[Task objective]
Carry none of the pictures over; set down the material below exactly.

[Data extract]
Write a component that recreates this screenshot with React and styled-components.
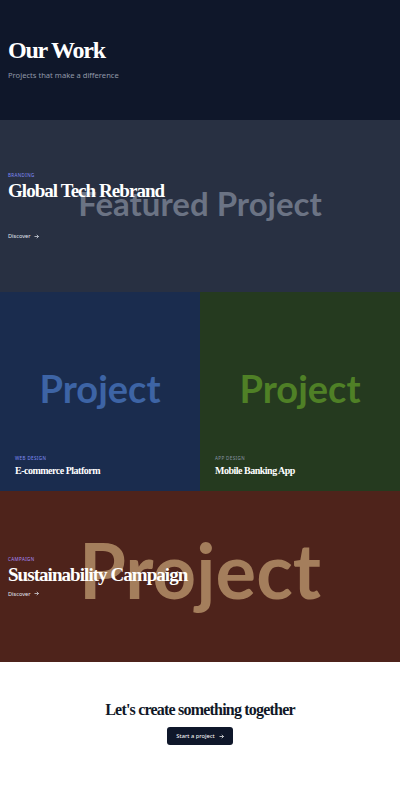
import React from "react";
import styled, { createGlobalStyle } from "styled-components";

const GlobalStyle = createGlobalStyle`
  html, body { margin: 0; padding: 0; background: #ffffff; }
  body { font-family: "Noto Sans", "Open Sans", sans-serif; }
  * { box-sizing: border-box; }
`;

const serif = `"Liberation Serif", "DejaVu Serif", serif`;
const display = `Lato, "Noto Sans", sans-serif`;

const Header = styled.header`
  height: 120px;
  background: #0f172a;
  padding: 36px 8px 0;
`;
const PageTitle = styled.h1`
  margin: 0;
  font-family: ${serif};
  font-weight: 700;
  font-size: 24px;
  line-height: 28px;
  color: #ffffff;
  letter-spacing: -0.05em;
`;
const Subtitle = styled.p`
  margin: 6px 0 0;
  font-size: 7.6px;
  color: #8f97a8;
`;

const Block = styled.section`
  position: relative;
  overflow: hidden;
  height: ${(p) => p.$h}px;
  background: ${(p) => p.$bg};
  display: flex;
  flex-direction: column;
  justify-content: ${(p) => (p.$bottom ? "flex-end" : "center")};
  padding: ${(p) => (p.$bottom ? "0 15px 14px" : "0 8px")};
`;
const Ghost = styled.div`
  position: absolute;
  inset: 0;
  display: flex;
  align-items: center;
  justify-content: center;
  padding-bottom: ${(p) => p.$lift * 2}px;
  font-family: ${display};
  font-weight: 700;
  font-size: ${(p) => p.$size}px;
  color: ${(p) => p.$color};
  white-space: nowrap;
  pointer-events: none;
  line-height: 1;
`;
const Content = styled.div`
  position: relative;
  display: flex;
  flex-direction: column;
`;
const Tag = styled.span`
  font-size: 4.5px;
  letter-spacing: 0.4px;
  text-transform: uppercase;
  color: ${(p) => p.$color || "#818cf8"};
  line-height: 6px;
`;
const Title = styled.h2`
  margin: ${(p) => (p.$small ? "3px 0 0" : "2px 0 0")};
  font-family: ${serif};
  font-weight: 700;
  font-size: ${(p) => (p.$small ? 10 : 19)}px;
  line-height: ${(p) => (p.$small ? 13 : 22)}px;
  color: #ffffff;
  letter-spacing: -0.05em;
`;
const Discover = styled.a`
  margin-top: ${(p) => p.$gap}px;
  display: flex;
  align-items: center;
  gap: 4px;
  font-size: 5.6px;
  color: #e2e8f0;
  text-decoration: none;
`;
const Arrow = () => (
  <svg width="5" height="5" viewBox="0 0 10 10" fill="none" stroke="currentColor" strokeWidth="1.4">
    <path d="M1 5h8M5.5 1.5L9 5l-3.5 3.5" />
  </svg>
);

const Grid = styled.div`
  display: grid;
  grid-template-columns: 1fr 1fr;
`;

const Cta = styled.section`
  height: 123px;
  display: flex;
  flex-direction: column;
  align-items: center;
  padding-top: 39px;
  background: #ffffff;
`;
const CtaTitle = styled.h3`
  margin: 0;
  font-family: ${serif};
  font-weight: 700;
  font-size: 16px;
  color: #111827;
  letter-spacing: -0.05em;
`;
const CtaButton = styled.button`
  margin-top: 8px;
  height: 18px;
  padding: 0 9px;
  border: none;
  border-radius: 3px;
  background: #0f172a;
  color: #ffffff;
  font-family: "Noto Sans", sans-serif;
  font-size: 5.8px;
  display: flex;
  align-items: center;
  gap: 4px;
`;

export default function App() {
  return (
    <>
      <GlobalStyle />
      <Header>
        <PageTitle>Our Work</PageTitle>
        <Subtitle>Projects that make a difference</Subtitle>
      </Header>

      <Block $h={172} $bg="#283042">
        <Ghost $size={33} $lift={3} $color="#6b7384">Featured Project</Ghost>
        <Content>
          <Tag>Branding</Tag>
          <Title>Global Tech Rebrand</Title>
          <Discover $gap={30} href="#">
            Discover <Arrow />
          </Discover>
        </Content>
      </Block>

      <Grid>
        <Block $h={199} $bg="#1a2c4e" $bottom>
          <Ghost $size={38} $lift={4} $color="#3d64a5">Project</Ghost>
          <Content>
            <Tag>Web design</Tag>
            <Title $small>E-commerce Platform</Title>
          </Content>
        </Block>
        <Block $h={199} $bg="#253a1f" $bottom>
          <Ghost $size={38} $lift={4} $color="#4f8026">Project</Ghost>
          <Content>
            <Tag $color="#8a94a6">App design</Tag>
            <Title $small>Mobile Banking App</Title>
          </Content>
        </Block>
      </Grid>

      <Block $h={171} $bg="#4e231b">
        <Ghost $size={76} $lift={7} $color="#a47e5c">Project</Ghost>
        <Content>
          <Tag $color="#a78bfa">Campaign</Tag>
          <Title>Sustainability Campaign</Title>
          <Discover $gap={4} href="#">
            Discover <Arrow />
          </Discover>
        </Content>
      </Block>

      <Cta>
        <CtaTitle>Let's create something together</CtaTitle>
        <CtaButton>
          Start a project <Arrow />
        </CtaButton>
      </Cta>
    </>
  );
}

[Solution to this exercise]
Write a component that recreates this screenshot with React and styled-components.
import React from "react";
import styled, { createGlobalStyle } from "styled-components";

const GlobalStyle = createGlobalStyle`
  html, body { margin: 0; padding: 0; background: #ffffff; }
  body { font-family: "Noto Sans", "Open Sans", sans-serif; }
  * { box-sizing: border-box; }
`;

const serif = `"Liberation Serif", "DejaVu Serif", serif`;
const display = `Lato, "Noto Sans", sans-serif`;

const Header = styled.header`
  height: 120px;
  background: #0f172a;
  padding: 36px 8px 0;
`;
const PageTitle = styled.h1`
  margin: 0;
  font-family: ${serif};
  font-weight: 700;
  font-size: 24px;
  line-height: 28px;
  color: #ffffff;
  letter-spacing: -0.05em;
`;
const Subtitle = styled.p`
  margin: 6px 0 0;
  font-size: 7.6px;
  color: #8f97a8;
`;

const Block = styled.section`
  position: relative;
  overflow: hidden;
  height: ${(p) => p.$h}px;
  background: ${(p) => p.$bg};
  display: flex;
  flex-direction: column;
  justify-content: ${(p) => (p.$bottom ? "flex-end" : "center")};
  padding: ${(p) => (p.$bottom ? "0 15px 14px" : "0 8px")};
`;
const Ghost = styled.div`
  position: absolute;
  inset: 0;
  display: flex;
  align-items: center;
  justify-content: center;
  padding-bottom: ${(p) => p.$lift * 2}px;
  font-family: ${display};
  font-weight: 700;
  font-size: ${(p) => p.$size}px;
  color: ${(p) => p.$color};
  white-space: nowrap;
  pointer-events: none;
  line-height: 1;
`;
const Content = styled.div`
  position: relative;
  display: flex;
  flex-direction: column;
`;
const Tag = styled.span`
  font-size: 4.5px;
  letter-spacing: 0.4px;
  text-transform: uppercase;
  color: ${(p) => p.$color || "#818cf8"};
  line-height: 6px;
`;
const Title = styled.h2`
  margin: ${(p) => (p.$small ? "3px 0 0" : "2px 0 0")};
  font-family: ${serif};
  font-weight: 700;
  font-size: ${(p) => (p.$small ? 10 : 19)}px;
  line-height: ${(p) => (p.$small ? 13 : 22)}px;
  color: #ffffff;
  letter-spacing: -0.05em;
`;
const Discover = styled.a`
  margin-top: ${(p) => p.$gap}px;
  display: flex;
  align-items: center;
  gap: 4px;
  font-size: 5.6px;
  color: #e2e8f0;
  text-decoration: none;
`;
const Arrow = () => (
  <svg width="5" height="5" viewBox="0 0 10 10" fill="none" stroke="currentColor" strokeWidth="1.4">
    <path d="M1 5h8M5.5 1.5L9 5l-3.5 3.5" />
  </svg>
);

const Grid = styled.div`
  display: grid;
  grid-template-columns: 1fr 1fr;
`;

const Cta = styled.section`
  height: 123px;
  display: flex;
  flex-direction: column;
  align-items: center;
  padding-top: 39px;
  background: #ffffff;
`;
const CtaTitle = styled.h3`
  margin: 0;
  font-family: ${serif};
  font-weight: 700;
  font-size: 16px;
  color: #111827;
  letter-spacing: -0.05em;
`;
const CtaButton = styled.button`
  margin-top: 8px;
  height: 18px;
  padding: 0 9px;
  border: none;
  border-radius: 3px;
  background: #0f172a;
  color: #ffffff;
  font-family: "Noto Sans", sans-serif;
  font-size: 5.8px;
  display: flex;
  align-items: center;
  gap: 4px;
`;

export default function App() {
  return (
    <>
      <GlobalStyle />
      <Header>
        <PageTitle>Our Work</PageTitle>
        <Subtitle>Projects that make a difference</Subtitle>
      </Header>

      <Block $h={172} $bg="#283042">
        <Ghost $size={33} $lift={3} $color="#6b7384">Featured Project</Ghost>
        <Content>
          <Tag>Branding</Tag>
          <Title>Global Tech Rebrand</Title>
          <Discover $gap={30} href="#">
            Discover <Arrow />
          </Discover>
        </Content>
      </Block>

      <Grid>
        <Block $h={199} $bg="#1a2c4e" $bottom>
          <Ghost $size={38} $lift={4} $color="#3d64a5">Project</Ghost>
          <Content>
            <Tag>Web design</Tag>
            <Title $small>E-commerce Platform</Title>
          </Content>
        </Block>
        <Block $h={199} $bg="#253a1f" $bottom>
          <Ghost $size={38} $lift={4} $color="#4f8026">Project</Ghost>
          <Content>
            <Tag $color="#8a94a6">App design</Tag>
            <Title $small>Mobile Banking App</Title>
          </Content>
        </Block>
      </Grid>

      <Block $h={171} $bg="#4e231b">
        <Ghost $size={76} $lift={7} $color="#a47e5c">Project</Ghost>
        <Content>
          <Tag $color="#a78bfa">Campaign</Tag>
          <Title>Sustainability Campaign</Title>
          <Discover $gap={4} href="#">
            Discover <Arrow />
          </Discover>
        </Content>
      </Block>

      <Cta>
        <CtaTitle>Let's create something together</CtaTitle>
        <CtaButton>
          Start a project <Arrow />
        </CtaButton>
      </Cta>
    </>
  );
}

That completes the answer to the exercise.